How deduction of the entitlement is calculated

  • Annual holidays entitlements will continue to be calculated, taken, paid and held in weeks or portions of weeks only.

  • There will be a definition of how to determine what a week is for annual holidays entitlements for employees that work variable hours. Where hours are not specified in an employment agreement or roster, a week will be determined based on the average hours worked over the last 13 weeks. This is a complex calculation that will require a detailed review of 13 weeks of timesheets.

  • Detailed formula will be introduced for determining an Otherwise Working Day. 

  • Days of FBAPS leave can be deducted in days or part-days (sick and family violence leave can be taken in units of less than a day, at a minimum of a ¼ of a day).


Taking annual holidays in advance

  • Employees will be able to take annual holidays in advance on a pro-rata basis. This is currently common practice, but there is no specific provision in the Holidays Act for leave in advance so it is at the discretion of the employer.


Eligibility for FBAPS

  • Eligible employees will be entitled to bereavement leave and family violence leave from their first day of employment.

  • Eligible employees will be able to take one day’s sick leave from their first day of employment, with an additional day given per month until the minimum entitlement is reached.

  • Bereavement leave will be extended to cover a wider range of family members, including cultural family groups and more modern family structures.


Pay-as-you-go (PAYG)

  • There will be clearer guidelines about which employees are entitled to receive Holiday Pay-as-you-go, including a definition of what ‘intermittent or irregular’ means. 

  • Employers will be required to review PAYG employees every 13 weeks to check their eligibility for PAYG. 

  • Employers will no longer be able to pay PAYG for employees on fixed term contracts of less than 12 months.


Other notable changes

  • The current parental leave ‘override’ will be removed to address discrimination against parents who take time off to care for their young children. Removing this provision will mean that employees returning to work following parental leave will be paid at their full rate for annual holidays.

  • Payslips will be required, with a significant amount of detail, so employees know what their used and remaining leave entitlements are, and how these were calculated.

The recommendations from the Taskforce are fairly high level at this stage and a lot of the detail is still to be determined during the process of writing the new legislation. As a result, we don’t yet have a full picture of all the changes.


What are the next steps?

Work has now begun on further detailed policy design. Legislation to implement the changes is expected to be introduced in early 2022 and will go through the full parliamentary process, which can take some time. 

The Minister has promised that after the legislation is enacted businesses and employers will be given plenty of time and guidance to prepare for the changes.

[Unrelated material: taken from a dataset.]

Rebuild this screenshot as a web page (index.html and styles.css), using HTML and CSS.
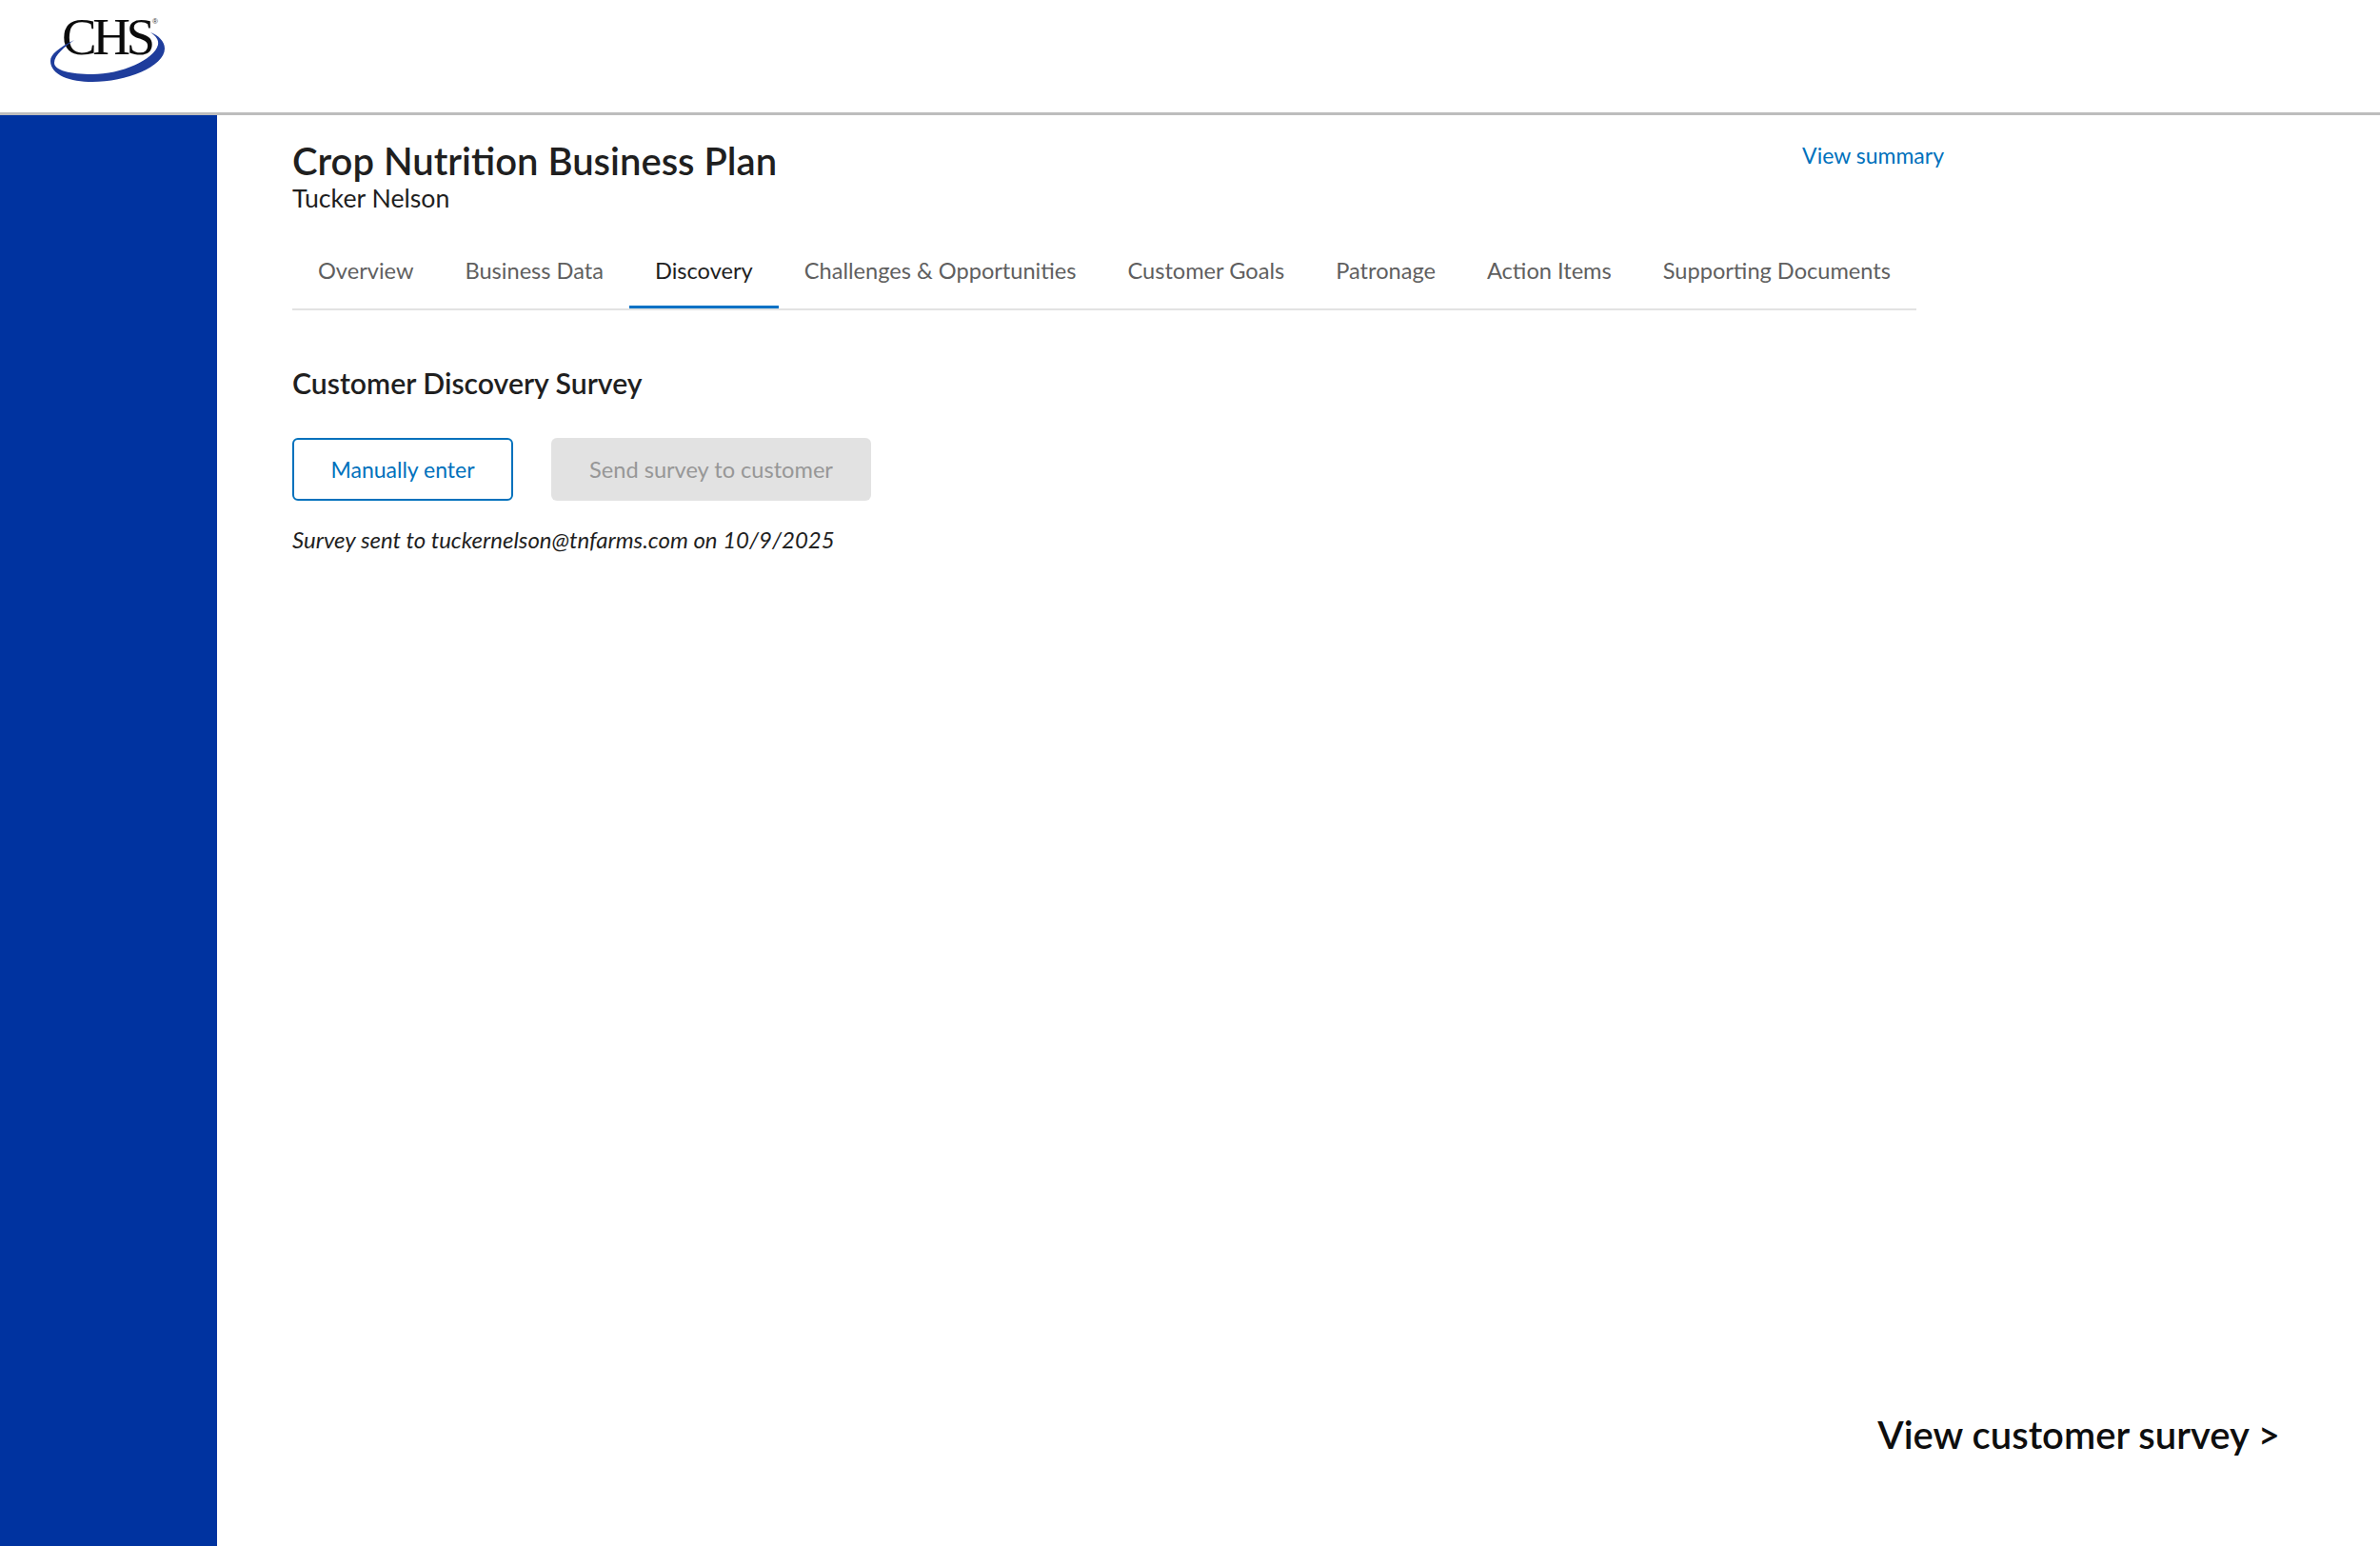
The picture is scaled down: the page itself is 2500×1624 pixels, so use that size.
FILE: index.html
```html
<!DOCTYPE html>
<html lang="en">
<head>
<meta charset="utf-8">
<title>Crop Nutrition Business Plan</title>
<link rel="stylesheet" href="styles.css">
</head>
<body>
<div class="page">
  <header class="topbar">
    <div class="logo">
      <span class="logo-text">CHS</span>
      <span class="logo-reg">®</span>
      <svg class="logo-swoosh" width="125" height="60" viewBox="0 0 125 60" aria-hidden="true">
        <path d="M26 12 C10 20 1 27 1 34 C1 49 22 56 45 56 C80 56 121 40 121 21 C121 13 114 7 106 4 C112 8 115 12 114 17 C110 33 75 48 45 48 C22 48 5 44 5 36 C5 28 16 19 26 12 Z" fill="#1f3d9c"/>
      </svg>
    </div>
  </header>
  <div class="body-row">
    <aside class="sidebar"></aside>
    <main class="main">
      <div class="title-row">
        <div>
          <h1 class="title">Crop Nutrition Business Plan</h1>
          <div class="subtitle">Tucker Nelson</div>
        </div>
        <a class="summary-link">View summary</a>
      </div>
      <nav class="tabs">
        <a class="tab">Overview</a>
        <a class="tab">Business Data</a>
        <a class="tab tab-active">Discovery</a>
        <a class="tab">Challenges &amp; Opportunities</a>
        <a class="tab">Customer Goals</a>
        <a class="tab">Patronage</a>
        <a class="tab">Action Items</a>
        <a class="tab">Supporting Documents</a>
      </nav>
      <h2 class="section-title">Customer Discovery Survey</h2>
      <div class="actions">
        <button class="btn btn-outline">Manually enter</button>
        <button class="btn btn-disabled">Send survey to customer</button>
      </div>
      <p class="note">Survey sent to tuckernelson@tnfarms.com on 10/9/2025</p>
      <a class="survey-link">View customer survey &gt;</a>
    </main>
  </div>
</div>
</body>
</html>
```
FILE: styles.css
```css
* { box-sizing: border-box; }
html, body { margin: 0; padding: 0; background: #fff; }
body { font-family: "Lato", "Liberation Sans", sans-serif; color: #1f1f1f; }
.page { width: 2500px; height: 1624px; display: flex; flex-direction: column; overflow: hidden; }
.topbar { height: 121px; flex: none; border-bottom: 3px solid #bdbdbd; padding: 14px 0 0 52px; }
.logo { position: relative; width: 125px; height: 72px; }
.logo-swoosh { position: absolute; left: 0; top: 16px; }
.logo-text { position: absolute; left: 13px; top: -5px; font: 55px/60px "Liberation Serif", serif; letter-spacing: -4.5px; color: #0b0b0b; }
.logo-reg { position: absolute; left: 108px; top: 4px; font: 8px/10px "Liberation Sans", sans-serif; color: #333; }
.body-row { flex: 1; display: flex; min-height: 0; }
.sidebar { width: 228px; flex: none; background: #0033a0; }
.main { flex: 1; display: flex; flex-direction: column; padding: 25px 105px 93px 79px; }
.title-row { width: 1735px; display: flex; justify-content: space-between; align-items: flex-start; }
.title { margin: 0; font-size: 40px; line-height: 46px; font-weight: 600; color: #1f1f1f; }
.subtitle { font-size: 26.7px; line-height: 30px; margin-top: 1px; color: #1f1f1f; }
.summary-link { font-size: 23px; line-height: 28px; color: #0071bc; margin-top: 3px; }
.tabs { width: 1706px; display: flex; margin-top: 28px; border-bottom: 2px solid #e2e2e2; }
.tab { padding: 19px 27px 23px; font-size: 23.6px; line-height: 28px; color: #5f5f5f; border-bottom: 3px solid transparent; white-space: nowrap; }
.tab-active { color: #1f1f1f; border-bottom-color: #0071c5; }
.section-title { margin: 58px 0 0; font-size: 30.2px; line-height: 36px; font-weight: 600; color: #1f1f1f; }
.actions { display: flex; gap: 40px; margin-top: 40px; }
.btn { height: 66px; padding: 0; font-family: inherit; border-radius: 6px; }
.btn-outline { width: 232px; font-size: 23px; background: #fff; border: 2px solid #0071bc; color: #0071bc; }
.btn-disabled { width: 336px; font-size: 23.6px; background: #e2e2e2; border: 0; color: #979797; }
.note { margin: 27px 0 0; font-size: 24px; line-height: 28px; font-style: italic; color: #1f1f1f; }
.survey-link { margin-top: auto; align-self: flex-end; font-size: 40px; line-height: 48px; font-weight: 600; color: #0e0e0e; }
```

When will the Holidays Act change?

The actual time frame is still unclear, but it’s likely to be at least 2-3 years before we have a new Holidays Act.

Until then employers need to continue to pay employees’ their entitlements under the current Holidays Act. The Labour Inspectorate has confirmed it is continuing its programme of audits and investigations.


How will the changes be implemented in PayHero?

We’re keeping a close eye on developments and assessing what changes will be required to PayHero. All NZ payroll systems will need to make some changes. Some payroll systems (like PayHero) will only require minimal changes and others will need a complete overhaul.  

PayHero has a big headstart over many other payroll systems as it already stores annual leave balances in weeks and gives you the ability to record timesheets to keep track of changing employee work patterns. We also have a review period built in to PayHero, so it will be easy to implement the new 13 week review period for annual holidays entitlements and Average Daily Pay.

As and when the Act does change, PayHero will be automatically updated behind the scenes to ensure that our customers stay compliant without having to do any additional work.